The data argument for the tree should be a matrix of floats of dimension (n_dim, n_points). The argument leafsize determines for what number of points the tree should stop splitting. The default value is leafsize = 10 which is a decent value. However, the optimal leafsize is dependent on the cost of the distance function which is dependent on the dimension of the data.

The reorder argument is a bool which determines if the input data should be reordered to optimize for memory access. Points that are likely to be accessed close in time are also put close in memory. The default is to enable this.

K-Nearest-Neighbours

The function knn(tree, point, k) finds the k nearest neighbours to a given point. The function returns a tuple of two lists with the indices and the distances from the given points respectively. These are sorted in the order of smallest to largest distance.

using KDTrees
tree = KDTree(randn(3, 1000))
knn(tree, [0.0, 0.0, 0.0], 5)

gives both the indices and distances:

([300,119,206,180,845],[0.052019,0.200885,0.220441,0.22447,0.235882])

Range searches

Tree - point range search

The function inball(tree, point, radius [, sort=false]) finds all points closer than radius to point. The function returns a list of the indices of the points in range. If sort is set to true, the indices will be sorted before being returned.

using KDTrees
tree = KDTree(randn(3, 1000))
inball(tree, [0.0, 0.0, 0.0], 0.4, true)

gives the indices:

8-element Array{Int64,1}:
 184
 199
 307
 586
 646
 680
 849
 906
 926

Tree-tree range search

KDTrees.jl also supports dual tree range searches where the query points are put in their own separate tree and both trees are traversed at the same time while extracting the pairs of points that are in a given range.

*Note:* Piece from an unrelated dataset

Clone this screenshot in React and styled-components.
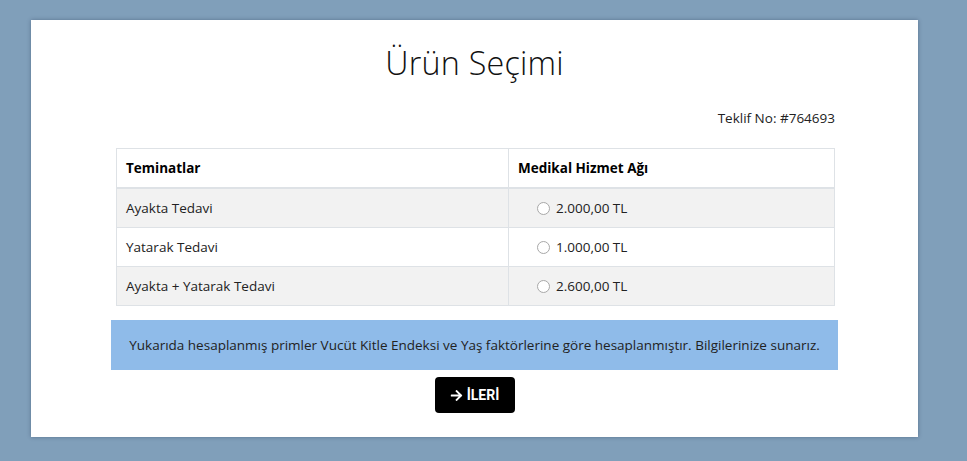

Dual tree range searches are performed with the function inball(tree1, tree2, radius [, sort=false]) and returns a list of list such that the i:th list contains the indices for the points in tree2 that are in range to point i in tree. If sort = true the lists are sorted before being returned. Currently, trees where the data has been optimized for memory allocation is not supported. This function has not gotten the same amount of optimization as the others so it might be faster just to loop through the points one by one.

using KDTrees
tree = KDTree(rand(1, 12), reorder = false)
tree2 = KDTree(rand(1, 16), reorder = false)
inball(tree, tree2, 0.1)

gives the result

12-element Array{Array{Int64,1},1}:
[16,11,15,5,9,14]
[6]
[5,7]
[6]
[5,7]
[10,3,2]
[5,7]
[4,1]
[16,12,11,15,9,14]
[4,1]
[7,6]
[5,7]

Benchmarks

The benchmarks have been made with computer with a 4 core Intel i5-2500K @ 4.2 GHz with Julia v0.4.0-dev+3034 with reorder = true in the building of the trees.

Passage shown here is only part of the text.